Roush Review: ‘Spielberg’ and a Life Worthy of Hollywood Legend

Director Steven Spielberg on a miniature set for Raiders of the Lost Ark
Paramount/courtesy Everett Collection
Director Steven Spielberg on a miniature set for RAIDERS OF THE LOST ARK, 1981,

Growing up on the movies of Steven Spielberg, it often felt like we, and he, would never lose that infectious sense of childlike awe and wonder. “Steven intuitively looks at the world through a lens of innocence,” says producer Kathleen Kennedy, one of more than 80 admiring peers who help canonize the fabled director in Susan Lacy’s terrifically entertaining and tremendously moving, yet even critical at times, biography.

At nearly two-and-a-half hours, Spielberg is as epic in scope and lively in detail as the classic films (Lawrence of Arabia in particular) he devoured and studied while dreaming of helming his own masterpieces. Movies were his escape, moviemaking his therapy, he readily confesses in a series of revealing interviews.

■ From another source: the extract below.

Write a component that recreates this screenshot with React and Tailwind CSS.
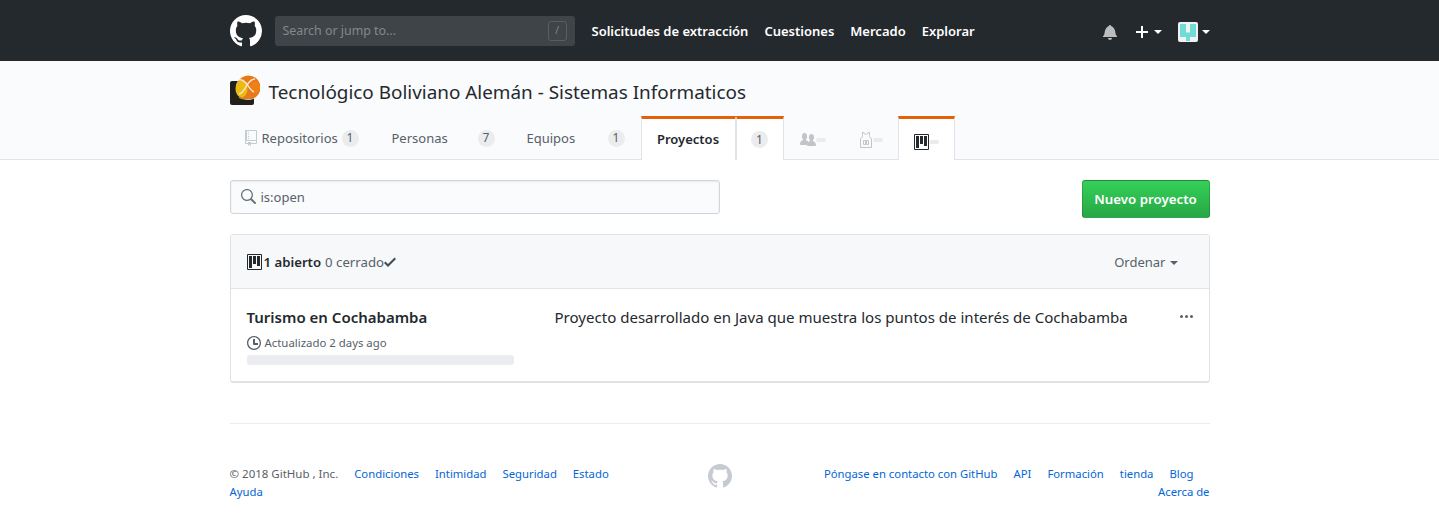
const MARK = 'M8 0C3.58 0 0 3.58 0 8c0 3.54 2.29 6.53 5.47 7.59.4.07.55-.17.55-.38 0-.19-.01-.82-.01-1.49-2.01.37-2.53-.49-2.69-.94-.09-.23-.48-.94-.82-1.13-.28-.15-.68-.52-.01-.53.63-.01 1.08.58 1.23.82.72 1.21 1.87.87 2.33.66.07-.52.28-.87.51-1.07-1.78-.2-3.64-.89-3.64-3.95 0-.87.31-1.59.82-2.15-.08-.2-.36-1.02.08-2.12 0 0 .67-.21 2.2.82.64-.18 1.32-.27 2-.27.68 0 1.36.09 2 .27 1.53-1.04 2.2-.82 2.2-.82.44 1.1.16 1.92.08 2.12.51.56.82 1.27.82 2.15 0 3.07-1.87 3.75-3.65 3.95.29.25.54.73.54 1.48 0 1.07-.01 1.93-.01 2.2 0 .21.15.46.55.38A8.013 8.013 0 0 0 16 8c0-4.42-3.58-8-8-8z';
const PROJECT = 'M10 12h3V2h-3v10zm-4-2h3V2H6v8zm-4 4h3V2H2v12zm-1 1h13V1H1v14zM14 0H1a1 1 0 0 0-1 1v14a1 1 0 0 0 1 1h13a1 1 0 0 0 1-1V1a1 1 0 0 0-1-1z';

function Mark({ className }) {
    return (
        <svg viewBox="0 0 16 16" className={className} fill="currentColor">
            <path fillRule="evenodd" d={MARK} />
        </svg>
    );
}

function ProjectIcon({ className }) {
    return (
        <svg viewBox="0 0 15 16" className={className} fill="currentColor">
            <path fillRule="evenodd" d={PROJECT} />
        </svg>
    );
}

function Caret({ className }) {
    return <span className={`inline-block w-0 h-0 border-x-[4px] border-x-transparent border-t-[4px] ${className}`} />;
}

function Counter({ children }) {
    return (
        <span className="flex h-[17px] w-[17px] items-center justify-center rounded-full bg-[#ebecee] text-xs text-[#586069]">
            {children}
        </span>
    );
}

function OrgLogo() {
    return (
        <svg viewBox="0 0 30 30" className="h-[30px] w-[30px] shrink-0">
            <rect x="0" y="6" width="24" height="24" rx="2" fill="#22201c" />
            <circle cx="18.500" cy="12.500" r="12.500" fill="#fff" />
            <circle cx="18.500" cy="12.500" r="12" fill="#e8791a" />
            <ellipse cx="11.500" cy="14" rx="6" ry="8.500" fill="#ecbb12" />
            <ellipse cx="25" cy="12.500" rx="4.500" ry="6" fill="#ef7f17" />
            <path d="M9 5c3-1 5 1 7 3 3 4 5 8 8 9M25 4c-3 0-6 3-8 6-2 4-4 8-8 9" stroke="#f7e6cf" strokeWidth="1.500" fill="none" />
            <path d="M9 22c5 3 10 2 13-1" stroke="#c98a2b" strokeWidth="1.500" fill="none" />
        </svg>
    );
}

function UserAvatar() {
    return (
        <svg viewBox="0 0 20 20" className="h-5 w-5">
            <rect width="20" height="20" rx="2" fill="#f2f2f2" />
            <path d="M2 2h6v8.500h4V2h6v13h-6v4H8v-4H2z" fill="#6fdcd6" />
        </svg>
    );
}

function Tab({ className, children, selected }) {
    return (
        <div
            className={`flex items-center ${
                selected
                    ? 'h-[44px] border-x border-[#e1e4e8] border-t-[3px] border-t-[#e36209] bg-white'
                    : 'h-[44px]'
            } ${className}`}
        >
            {children}
        </div>
    );
}

const footerLeft = ['Condiciones', 'Intimidad', 'Seguridad', 'Estado'];
const footerRight = ['Póngase en contacto con GitHub', 'API', 'Formación', 'tienda', 'Blog'];

export default function App() {
    return (
        <div className="min-h-[514px] bg-white font-['Noto_Sans',sans-serif] text-sm text-[#24292e]">
            <header className="h-[61px] bg-[#24292e] text-white">
                <div className="mx-auto flex h-full w-[980px] items-center">
                    <Mark className="h-8 w-8 text-white" />
                    <div className="ml-[13px] flex h-[30px] w-[300px] items-center justify-between rounded-[3px] bg-[#3f4448] pl-2 pr-2">
                        <span className="text-[12.400px] text-[#85888b]">Search or jump to...</span>
                        <span className="flex h-5 w-[19px] items-center justify-center rounded-[3px] border border-[#5a5e62] text-[10px] text-[#85888b]">/</span>
                    </div>
                    <nav className="ml-[17px] flex gap-4 pt-[2px] text-[13px] font-semibold">
                        <span>Solicitudes de extracción</span>
                        <span>Cuestiones</span>
                        <span>Mercado</span>
                        <span>Explorar</span>
                    </nav>
                    <div className="ml-auto flex items-center pt-[2px]">
                        <svg viewBox="0 0 14 16" className="h-4 w-[14px] text-[#bcbdbf]" fill="currentColor">
                            <path d="M14 12v1H0v-1l.73-.58c.77-.77.81-2.55 1.19-4.42C2.69 3.23 6 2 6 2c0-.55.45-1 1-1s1 .45 1 1c0 0 3.39 1.23 4.16 5 .38 1.88.42 3.66 1.19 4.42l.66.58H14zm-7 4c1.11 0 2-.89 2-2H5c0 1.11.89 2 2 2z" />
                        </svg>
                        <svg viewBox="0 0 12 12" className="ml-[19px] h-3 w-3 text-white" fill="currentColor">
                            <path d="M12 7H7v5H5V7H0V5h5V0h2v5h5v2z" />
                        </svg>
                        <Caret className="ml-[6px] border-t-white" />
                        <span className="ml-[16px]"><UserAvatar /></span>
                        <Caret className="ml-[4px] border-t-white" />
                    </div>
                </div>
            </header>

            <div className="h-[99px] border-b border-[#e1e4e8] bg-[#fafbfc]">
                <div className="mx-auto w-[980px]">
                    <div className="flex h-[55px] items-start pt-[14px]">
                        <OrgLogo />
                        <h1 className="ml-[9px] text-[18.900px] font-normal leading-[35px] text-[#24292e]">Tecnológico Boliviano Alemán - Sistemas Informaticos</h1>
                    </div>
                    <div className="flex text-[13px] text-[#586069]">
                        <Tab className="w-[147px] pl-[15px]">
                            <svg viewBox="0 0 12 16" className="h-4 w-3 text-[#c6cbd1]" fill="currentColor">
                                <path fillRule="evenodd" d="M4 9H3V8h1v1zm0-3H3v1h1V6zm0-2H3v1h1V4zm0-2H3v1h1V2zm8-1v12c0 .55-.45 1-1 1H6v2l-1.5-1.5L3 16v-2H1c-.55 0-1-.45-1-1V1c0-.55.45-1 1-1h10c.55 0 1 .45 1 1zm-1 10H1v2h2v-1h3v1h5v-2zm0-10H2v9h9V1z" />
                            </svg>
                            <span className="ml-[5px] w-[80px]">Repositorios</span>
                            <Counter>1</Counter>
                        </Tab>
                        <Tab className="w-[135px] pl-[15px]">
                            <span className="w-[86px]">Personas</span>
                            <Counter>7</Counter>
                        </Tab>
                        <Tab className="w-[129px] pl-[15px]">
                            <span className="w-[81px]">Equipos</span>
                            <Counter>1</Counter>
                        </Tab>
                        <Tab selected className="w-[95px] justify-center font-semibold text-[#24292e]">Proyectos</Tab>
                        <Tab selected className="w-[48px] justify-center"><Counter>1</Counter></Tab>
                        <Tab className="w-[57px] pl-4 pt-1">
                            <svg viewBox="0 0 16 16" className="h-4 w-4 text-[#c2c4c7]" fill="currentColor">
                                <path d="M16 12.999c0 .439-.45 1-1 1H7.995c-.539 0-.994-.447-.995-.999H1c-.54 0-1-.561-1-1 0-2.634 3-4 3-4s.229-.409 0-1c-.841-.621-1.058-.59-1-3 .058-2.419 1.367-3 2.5-3s2.442.58 2.5 3c.058 2.41-.159 2.379-1 3-.229.59 0 1 0 1s1.549.711 2.42 2.088C9.196 9.369 10 8.999 10 8.999s.229-.409 0-1c-.841-.62-1.058-.59-1-3 .058-2.419 1.367-3 2.5-3s2.437.581 2.495 3c.059 2.41-.158 2.38-1 3-.229.59 0 1 0 1s3.005 1.366 3.005 4z" />
                            </svg>
                            <span className="h-1 w-[10px] rounded-sm bg-[#e9ebee]" />
                        </Tab>
                        <Tab className="w-[57px] pl-[18px] pt-1">
                            <svg viewBox="0 0 14 16" className="h-4 w-[14px] text-[#c2c4c7]" fill="none" stroke="currentColor" strokeWidth="1">
                                <path d="M3.500.500v3c0 1.500-.500 2.500-2 3v9h11v-9c-1.500-.500-2-1.500-2-3v-3H9c-.500 2.500-3.500 2.500-4 0zM4.500 8.500h2v4h-2zM7.500 8.500h2v4h-2z" />
                            </svg>
                            <span className="h-1 w-[10px] rounded-sm bg-[#e9ebee]" />
                        </Tab>
                        <Tab selected className="w-[57px] pl-[15px] pt-1">
                            <ProjectIcon className="h-4 w-[15px] text-[#24292e]" />
                            <span className="h-1 w-[10px] rounded-sm bg-[#e9ebee]" />
                        </Tab>
                    </div>
                </div>
            </div>

            <main className="mx-auto w-[980px]">
                <div className="mt-[20px] flex items-start justify-between">
                    <div className="flex h-[34px] w-[490px] items-center rounded-[3px] border border-[#d1d5da] bg-[#fafbfc] pl-[9px] shadow-[inset_0_1px_2px_rgba(27,31,35,0.075)]">
                        <svg viewBox="0 0 16 16" className="h-4 w-4 text-[#6a737d]" fill="currentColor">
                            <path fillRule="evenodd" d="M15.7 13.3l-3.81-3.83A5.93 5.93 0 0 0 13 6c0-3.31-2.69-6-6-6S1 2.690 1 6s2.690 6 6 6c1.300 0 2.480-.410 3.470-1.110l3.830 3.810c.190.200.450.300.700.300.250 0 .520-.090.700-.300a.996.996 0 0 0 0-1.410v.010zM7 10.700c-2.590 0-4.700-2.110-4.700-4.700 0-2.590 2.110-4.700 4.700-4.700 2.590 0 4.700 2.110 4.700 4.700 0 2.590-2.110 4.700-4.700 4.700z" />
                        </svg>
                        <span className="ml-[5px] text-[13px] text-[#586069]">is:open</span>
                    </div>
                    <button className="flex h-[38px] w-[128px] items-center justify-center rounded-[3px] border border-[rgba(27,31,35,0.2)] bg-gradient-to-b from-[#34d058] to-[#28a745] text-[13.300px] font-semibold text-white">
                        Nuevo proyecto
                    </button>
                </div>

                <section className="mt-[16px] rounded-[3px] border border-b-2 border-[#dfe2e5]">
                    <div className="flex h-[54px] items-center justify-between border-b border-[#e1e4e8] bg-[#f6f8fa] pl-4 pr-[31px] pt-[2px] text-[13.200px]">
                        <div className="flex items-center">
                            <ProjectIcon className="h-4 w-[15px] text-[#24292e]" />
                            <span className="ml-[2px] font-semibold">1 abierto</span>
                            <span className="ml-1 text-[#586069]">0 cerrado</span>
                            <svg viewBox="0 0 12 16" className="h-4 w-3 text-[#444d56]" fill="currentColor">
                                <path d="M12 5l-8 8-4-4 1.500-1.500L4 10l6.500-6.500L12 5z" />
                            </svg>
                        </div>
                        <div className="flex items-center text-[13px] text-[#586069]">
                            Ordenar
                            <Caret className="ml-1 border-t-[#586069]" />
                        </div>
                    </div>
                    <div className="flex h-[92px] pl-4 pr-4 pt-[16px]">
                        <div className="w-[267px]">
                            <h3 className="text-[15px] font-semibold leading-[24px]">Turismo en Cochabamba</h3>
                            <div className="mt-[6px] flex items-center text-[11.400px] text-[#586069]">
                                <svg viewBox="0 0 14 16" className="h-4 w-[14px]" fill="currentColor">
                                    <path fillRule="evenodd" d="M8 8h3v2H7c-.550 0-1-.450-1-1V4h2v4zM7 2.300c3.140 0 5.700 2.560 5.700 5.700s-2.560 5.700-5.700 5.700A5.710 5.710 0 0 1 1.300 8c0-3.140 2.560-5.700 5.700-5.700zM7 1C3.140 1 0 4.140 0 8s3.140 7 7 7 7-3.140 7-7-3.140-7-7-7z" />
                                </svg>
                                <span className="ml-[4px]">Actualizado 2 days ago</span>
                            </div>
                            <div className="mt-[4px] h-[10px] rounded-[3px] bg-[#eaecef]" />
                        </div>
                        <p className="ml-[41px] flex-1 text-[15.050px] leading-[24px]">Proyecto desarrollado en Java que muestra los puntos de interés de Cochabamba</p>
                        <svg viewBox="0 0 13 16" className="mt-[3px] h-4 w-[13px] text-[#586069]" fill="currentColor">
                            <path d="M1.500 7a1.500 1.500 0 1 0 0 3 1.500 1.500 0 0 0 0-3zm5 0a1.500 1.500 0 1 0 0 3 1.500 1.500 0 0 0 0-3zm5 0a1.500 1.500 0 1 0 0 3 1.500 1.500 0 0 0 0-3z" />
                        </svg>
                    </div>
                </section>

                <footer className="mt-[40px] flex items-start justify-between border-t border-[#eaecef] pt-[40px] text-[11.300px] leading-[18px]">
                    <div className="w-[400px] pt-[1px] text-[#586069]">
                        <span className="mr-4 inline-block whitespace-nowrap text-[11.500px]">© 2018 GitHub , Inc.</span>
                        {footerLeft.map((l) => (
                            <a key={l} className="mr-4 inline-block text-[#0366d6]">{l}</a>
                        ))}
                        <a className="inline-block text-[#0366d6]">Ayuda</a>
                    </div>
                    <Mark className="h-6 w-6 text-[#c6cbd1]" />
                    <div className="w-[400px] pt-[1px] text-right text-[#0366d6]">
                        {footerRight.map((l) => (
                            <a key={l} className="mr-4 inline-block whitespace-nowrap">{l}</a>
                        ))}
                        <a className="inline-block whitespace-nowrap">Acerca de</a>
                    </div>
                </footer>
            </main>
        </div>
    );
}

Still impish at 70, Spielberg is candid and deeply personal when discussing the pain of being a suburban child of divorce (though mostly glossing over his own split from his first wife, actress Amy Irving). He and Spielberg are at their best when reflecting his life through his work as it helped shape the popular culture of our times. Lacy refined this formula of artistic profile during her acclaimed tenure at PBS’s American Masters, and the broad canvas of Spielberg’s staggeringly iconic output—Jaws, Close Encounters of the Third Kind, E.T. the Extra-Terrestrial, the Indiana Jones and Jurassic Park franchises, Schindler’s List, Saving Private Ryan, Lincoln and beyond—gives her and her subject a bounty of lore to explore in fascinating close-up.

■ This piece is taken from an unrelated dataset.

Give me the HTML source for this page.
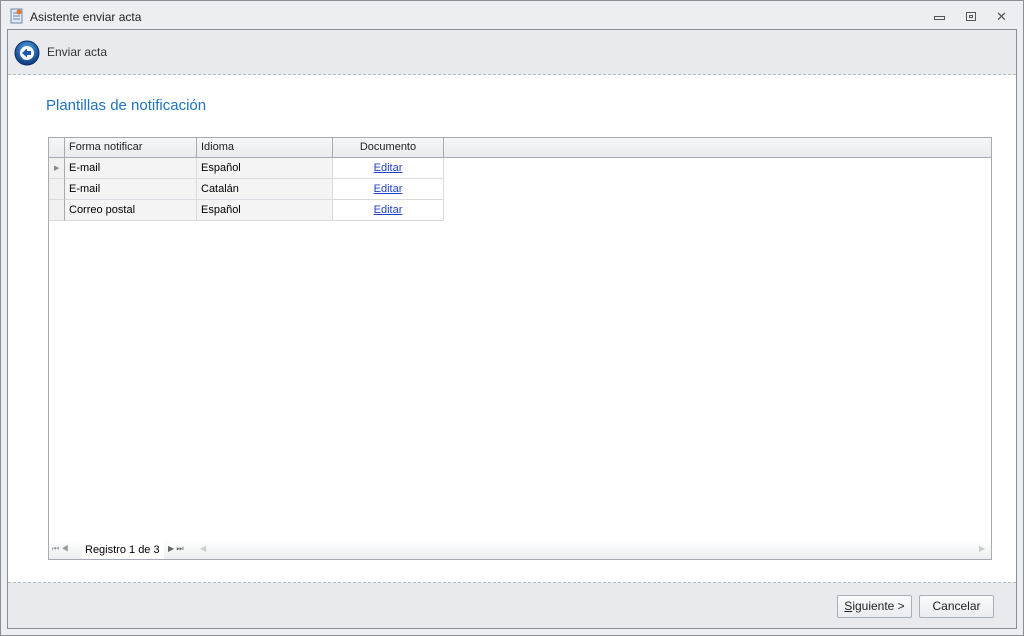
<!DOCTYPE html>
<html><head><meta charset="utf-8"><style>
*{box-sizing:border-box;margin:0;padding:0}
body{width:1024px;height:636px;background:#eef0f3;font-family:"Liberation Sans",sans-serif;font-size:11px;color:#000;position:relative;overflow:hidden}
.abs{position:absolute}
#win{left:0;top:0;width:1024px;height:636px;border:1px solid #8a8f96;background:#eceef1}
#panel{left:7px;top:29px;width:1010px;height:600px;border:1px solid #8a8f96;background:#e8eaee}
.dash{height:0;border-top:1px dashed #b5bcc6}
.cell{position:absolute;height:21px;line-height:21px;padding-left:4px;border-right:1px solid #d8dbe0;border-bottom:1px solid #d8dbe0}
.hd{position:absolute;top:0;height:20px;line-height:19px;padding-left:4px;border-right:1px solid #a6abb3;border-bottom:1px solid #a6abb3;background:linear-gradient(#f6f7f9,#e9ebee);color:#1e1e1e}
a{color:#1d3fc7;text-decoration:underline}
.btn{position:absolute;top:595px;height:23px;width:75px;border:1px solid #a9afb8;border-radius:2px;background:linear-gradient(#fafbfc,#e9ecf0);text-align:center;line-height:21px;font-size:12px;color:#222}
</style></head><body>
<div id="win" class="abs"></div>
<svg class="abs" style="left:10px;top:8px" width="14" height="16"><rect x="1" y="1" width="11" height="14" fill="#dfe8f3" stroke="#6e89ad"/><line x1="3" y1="5" x2="10" y2="5" stroke="#6e89ad"/><line x1="3" y1="8" x2="10" y2="8" stroke="#6e89ad"/><line x1="3" y1="11" x2="10" y2="11" stroke="#6e89ad"/><circle cx="9" cy="4" r="2.5" fill="#e07a2a"/></svg>
<div class="abs" style="left:30px;top:10px;font-size:12px;color:#222">Asistente enviar acta</div>
<div class="abs" style="left:934px;top:16px;width:11px;height:4px;border:1px solid #555"></div>
<div class="abs" style="left:966px;top:12px;width:10px;height:9px;border:1px solid #555"><div style="margin:2px;height:3px;border:1px solid #555"></div></div>
<div class="abs" style="left:996px;top:9px;font-size:13px;color:#555">✕</div>
<div id="panel" class="abs"></div>
<svg class="abs" style="left:14px;top:40px" width="26" height="26"><defs><radialGradient id="g" cx="50%" cy="35%" r="60%"><stop offset="0" stop-color="#5aa8e8"/><stop offset="1" stop-color="#0d3f86"/></radialGradient></defs><circle cx="13" cy="13" r="12" fill="url(#g)" stroke="#0a2f66"/><circle cx="13" cy="13" r="7" fill="#fff"/><path d="M8 13 L13 8.5 L13 11 L17 11 L17 15 L13 15 L13 17.5 Z" fill="#1a5aa8"/></svg>
<div class="abs" style="left:47px;top:45px;font-size:12px;color:#333">Enviar acta</div>
<div class="abs" style="left:8px;top:75px;width:1008px;height:507px;background:#fff"></div>
<div class="abs dash" style="left:8px;top:74px;width:1008px"></div>
<div class="abs dash" style="left:8px;top:582px;width:1008px"></div>
<div class="abs" style="left:46px;top:97px;font-size:15px;color:#1f73c1">Plantillas de notificación</div>
<div class="abs" style="left:48px;top:137px;width:944px;height:423px;border:1px solid #a6abb3;background:#fff">
 <div class="hd" style="left:0;width:942px;border-right:none"></div>
 <div class="hd" style="left:0;width:16px"></div>
 <div class="hd" style="left:16px;width:132px">Forma notificar</div>
 <div class="hd" style="left:148px;width:136px">Idioma</div>
 <div class="hd" style="left:284px;width:111px;text-align:center;padding:0">Documento</div>
 <div class="cell" style="left:0;top:20px;width:16px;background:#f1f1f1;border-right-color:#a6abb3"><span style="position:absolute;left:5px;top:0;font-size:7px;color:#888">▶</span></div>
 <div class="cell" style="left:16px;top:20px;width:132px;background:#f4f4f4">E-mail</div>
 <div class="cell" style="left:148px;top:20px;width:136px;background:#f4f4f4">Español</div>
 <div class="cell" style="left:284px;top:20px;width:111px;text-align:center;padding:0"><a>Editar</a></div>
 <div class="cell" style="left:0;top:41px;width:16px;background:#f1f1f1;border-right-color:#a6abb3"></div>
 <div class="cell" style="left:16px;top:41px;width:132px;background:#f4f4f4">E-mail</div>
 <div class="cell" style="left:148px;top:41px;width:136px;background:#f4f4f4">Catalán</div>
 <div class="cell" style="left:284px;top:41px;width:111px;text-align:center;padding:0"><a>Editar</a></div>
 <div class="cell" style="left:0;top:62px;width:16px;background:#f1f1f1;border-right-color:#a6abb3"></div>
 <div class="cell" style="left:16px;top:62px;width:132px;background:#f4f4f4">Correo postal</div>
 <div class="cell" style="left:148px;top:62px;width:136px;background:#f4f4f4">Español</div>
 <div class="cell" style="left:284px;top:62px;width:111px;text-align:center;padding:0"><a>Editar</a></div>
 <div class="abs" style="left:0;top:404px;width:942px;height:17px;background:linear-gradient(#fdfdfd,#eceef0)">
  <span class="abs" style="left:3px;top:2px;font-size:8px;color:#999">⏮ ◀</span>
  <span class="abs" style="left:33px;top:0;height:17px;width:82px;background:#fff;padding-left:3px;line-height:17px;font-size:11px">Registro 1 de 3</span>
  <span class="abs" style="left:119px;top:2px;font-size:8px;color:#666">▶ ⏭</span>
  <span class="abs" style="left:151px;top:2px;font-size:8px;color:#ccc">◀</span>
  <span class="abs" style="left:930px;top:2px;font-size:8px;color:#ccc">▶</span>
 </div>
</div>
<div class="btn" style="left:837px"><u>S</u>iguiente &gt;</div>
<div class="btn" style="left:919px">Cancelar</div>
</body></html>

Leonardo DiCaprio (Catch Me if You Can) neatly sums up this well-documented career as a “pretty fantastic Hollywood story,” from his early days of sneaking onto the Universal backlot when he couldn’t get into film school and catching the eye of studio boss Sid Sheinberg, to an unparalleled track record of reshaping the industry with his visionary, technical and commercial breakthroughs. Footage of him horsing around with fellow “movie brats” George Lucas, Martin Scorsese and Brian De Palma captures a cultural moment and movement. “We were just a bunch of crazy kids,” says Lucas. But they were so much more.

Like you often do with his movies, Spielberg is engineered to make you laugh, cry and marvel at how he pulled it off. It’s impossible not to be charmed watching him direct child actors Henry Thomas and Drew Barrymore on the set of E.T., as much pal as father figure. Years later, the profound emotional impact of having filmed his Oscar-winning Schindler’s List on the hallowed ground of Auschwitz led Spielberg to reclaim his Judaism and “changed my entire approach to cinema.”

His enthusiasms undimmed by time, Spielberg insists, “Every time I start a new scene, I’m nervous.”

As Dustin Hoffman wryly muses, “Steven’s like a guy who works for Steven Spielberg.”

Boss or mensch, he’s the epitome of a living legend.